Guilherme Ribeiro, da Conab (Companhia Nacional de Abastecimento)

As projeções da Conab indicam um aumento de 13,4% na área que vai ser plantada na safra 2021/22, com 1,548 milhão de hectares. Em volume, a estatal projetou que o país vai produzir 2,71 milhões de toneladas, exportar 2 milhões de toneladas e consumir, internamente, 760 mil toneladas. "A demanda interna vai aumentar após a vacinação da covid-19", disse o dirigente da Conab.

Boa parte da safra que ainda não terminou de ser colhida (2020/2021) já está praticamente vendida (87%), e a safra que ainda vai ser plantada já tem 40% da produção estimada comercializada. Os dados são da Anea (Associação Nacional dos Exportadores de Algodão).

"Os produtores estão se esforçando para se firmar no mercado internacional como exportadores regulares", disse, se referindo, principalmente, à Ásia.

José Medeiros/Folhapress

China é o maior comprador de algodão

Na semana passada, produtores de algodão do Brasil e compradores da China debateram estratégias para aumentar o comércio bilateral entre os países durante um evento, o Cotton Brazil Harvest 2021 Roundtable.

Apesar de ser o segundo maior produtor de algodão do mundo, a China não supre a sua demanda interna. De acordo com o Departamento de Agricultura dos EUA (USDA), a produção chinesa foi de 6,4 milhões de toneladas na safra 2020/2021, mas o país demandou 8,7 milhões de toneladas. Na safra atual, a estimativa de produção é de 5,8 milhões de toneladas, queda de 9,3%, e aumento de 2,5% no consumo, para 8,9 milhões de toneladas.

De acordo com a Abrapa (Associação Brasileira dos produtores de Algodão), a perspectiva é que a China continue comprando pelo menos um terço do algodão brasileiro para suprir a sua demanda.

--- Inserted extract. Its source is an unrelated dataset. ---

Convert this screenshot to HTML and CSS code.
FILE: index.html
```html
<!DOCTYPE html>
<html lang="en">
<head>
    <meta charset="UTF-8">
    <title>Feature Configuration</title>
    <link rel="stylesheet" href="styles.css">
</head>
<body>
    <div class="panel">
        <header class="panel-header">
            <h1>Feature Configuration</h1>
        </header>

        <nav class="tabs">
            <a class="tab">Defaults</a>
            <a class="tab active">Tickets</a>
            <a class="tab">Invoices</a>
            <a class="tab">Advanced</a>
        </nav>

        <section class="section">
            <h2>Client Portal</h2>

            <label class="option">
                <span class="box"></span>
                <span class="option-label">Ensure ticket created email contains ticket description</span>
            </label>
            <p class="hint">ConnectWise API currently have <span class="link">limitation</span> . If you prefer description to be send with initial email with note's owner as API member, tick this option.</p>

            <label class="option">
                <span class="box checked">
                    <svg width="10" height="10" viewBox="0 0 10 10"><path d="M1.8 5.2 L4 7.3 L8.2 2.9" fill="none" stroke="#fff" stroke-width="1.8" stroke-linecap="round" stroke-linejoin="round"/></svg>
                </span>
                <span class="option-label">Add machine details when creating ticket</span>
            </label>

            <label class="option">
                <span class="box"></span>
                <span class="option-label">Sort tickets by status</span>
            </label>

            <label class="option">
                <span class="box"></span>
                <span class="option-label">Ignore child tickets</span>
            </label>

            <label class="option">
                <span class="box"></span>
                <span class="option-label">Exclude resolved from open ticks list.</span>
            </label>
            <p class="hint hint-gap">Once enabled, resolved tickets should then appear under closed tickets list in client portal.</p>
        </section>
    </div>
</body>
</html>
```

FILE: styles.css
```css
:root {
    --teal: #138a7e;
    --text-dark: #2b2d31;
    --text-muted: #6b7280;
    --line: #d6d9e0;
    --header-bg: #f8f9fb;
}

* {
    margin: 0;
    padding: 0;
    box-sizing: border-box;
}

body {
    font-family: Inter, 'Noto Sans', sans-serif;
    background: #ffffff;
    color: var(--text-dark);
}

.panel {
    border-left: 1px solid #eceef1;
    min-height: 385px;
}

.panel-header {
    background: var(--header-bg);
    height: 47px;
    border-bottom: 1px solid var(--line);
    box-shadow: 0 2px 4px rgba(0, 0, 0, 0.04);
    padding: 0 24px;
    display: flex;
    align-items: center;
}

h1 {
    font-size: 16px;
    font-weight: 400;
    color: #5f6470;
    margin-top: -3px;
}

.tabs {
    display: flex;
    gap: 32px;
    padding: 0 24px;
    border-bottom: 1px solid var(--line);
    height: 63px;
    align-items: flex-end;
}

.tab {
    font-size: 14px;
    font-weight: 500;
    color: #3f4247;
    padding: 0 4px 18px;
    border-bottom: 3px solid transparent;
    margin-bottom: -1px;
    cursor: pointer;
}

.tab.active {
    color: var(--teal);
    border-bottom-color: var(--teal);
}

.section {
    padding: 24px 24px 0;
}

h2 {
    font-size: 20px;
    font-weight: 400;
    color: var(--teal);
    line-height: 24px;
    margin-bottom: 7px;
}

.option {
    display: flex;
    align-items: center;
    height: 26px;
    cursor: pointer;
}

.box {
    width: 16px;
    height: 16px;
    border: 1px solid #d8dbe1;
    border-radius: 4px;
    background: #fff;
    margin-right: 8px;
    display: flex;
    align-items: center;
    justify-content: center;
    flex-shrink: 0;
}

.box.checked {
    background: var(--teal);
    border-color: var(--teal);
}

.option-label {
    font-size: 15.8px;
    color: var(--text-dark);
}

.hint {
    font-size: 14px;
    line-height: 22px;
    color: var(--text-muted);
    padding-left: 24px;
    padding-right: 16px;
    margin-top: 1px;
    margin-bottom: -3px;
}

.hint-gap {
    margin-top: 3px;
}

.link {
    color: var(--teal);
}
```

O diretor da plataforma que comercializa 90% do algodão importado pela China (CNCE), Yang Baofu, falou, durante o evento, que o país tem intenções de aumentar as importações de algodão brasileiro, que atende às exigências de qualidade das indústrias chinesas.

Edson Silva/Folhapress

Arroz, feijão e café

Para o trio que tradicionalmente estampa a alimentação do consumidor brasileiro —arroz, feijão e café— as projeções anunciadas pela Conab não são tão animadoras quanto para as demais commodities.

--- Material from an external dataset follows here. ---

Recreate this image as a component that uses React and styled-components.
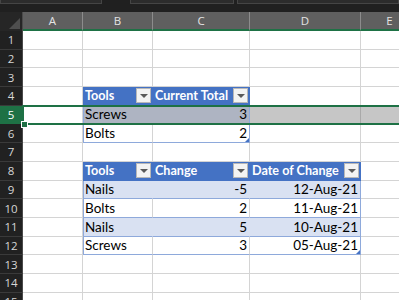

Segundo a estatal, para o arroz, a expectativa é de um pequeno aumento de produção (+0,4%), com projeção aproximada de 11,8 milhões de toneladas. Já para o feijão, que tem três safras durante o ano, a perspectiva é de manutenção de área plantada, com cerca de 3.000 hectares em todo o país, e uma produção de 3,1 milhão de toneladas.

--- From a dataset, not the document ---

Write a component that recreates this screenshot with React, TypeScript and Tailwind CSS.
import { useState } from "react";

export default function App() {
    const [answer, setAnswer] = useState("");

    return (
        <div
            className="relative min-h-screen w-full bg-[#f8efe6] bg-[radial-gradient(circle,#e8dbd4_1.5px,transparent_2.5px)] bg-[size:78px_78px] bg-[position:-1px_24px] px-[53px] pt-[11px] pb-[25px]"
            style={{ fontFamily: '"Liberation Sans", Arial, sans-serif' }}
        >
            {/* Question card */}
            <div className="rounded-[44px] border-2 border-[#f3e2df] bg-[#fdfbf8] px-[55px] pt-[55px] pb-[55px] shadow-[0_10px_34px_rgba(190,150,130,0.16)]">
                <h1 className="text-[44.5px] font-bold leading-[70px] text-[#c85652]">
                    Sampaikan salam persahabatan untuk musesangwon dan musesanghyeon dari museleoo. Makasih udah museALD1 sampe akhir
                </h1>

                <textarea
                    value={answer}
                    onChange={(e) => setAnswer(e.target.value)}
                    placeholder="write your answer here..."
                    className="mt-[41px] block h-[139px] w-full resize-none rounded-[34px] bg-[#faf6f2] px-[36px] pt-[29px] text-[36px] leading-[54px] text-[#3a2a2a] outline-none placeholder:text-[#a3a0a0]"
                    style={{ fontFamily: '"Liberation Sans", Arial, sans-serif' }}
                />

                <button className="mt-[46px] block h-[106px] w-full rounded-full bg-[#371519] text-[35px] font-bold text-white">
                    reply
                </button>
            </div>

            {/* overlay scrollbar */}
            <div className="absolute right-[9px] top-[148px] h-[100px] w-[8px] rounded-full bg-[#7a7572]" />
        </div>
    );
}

"Há a projeção de recuperação da produção e dos estoques finais, que voltarão a valores próximos ao da média dos últimos cinco anos", disse Guilherme Ribeiro, da Conab.

O café não entra na lista da Conab como parte da safra projetada em 289,6 milhões de toneladas, mas a estatal anunciou, nesta semana, que a produção nacional de café beneficiado deve ser de 46,9 milhões de sacas em 2021.

A estimativa apresenta uma queda de 25,7% em relação à safra 2020 e mostra que também foram as mudanças climáticas e a bienalidade negativa (a cultura do café, naturalmente, alterna um ano "bom" e um ano "ruim") que derrubaram a produção. Seca e geadas fizeram a produtividade dos cafezais cair 22,2%.

O ano já seria desafiador por causa da pandemia, mas o clima trouxe muitos problemas para o café, como para a maioria das culturas produzidas no Brasil.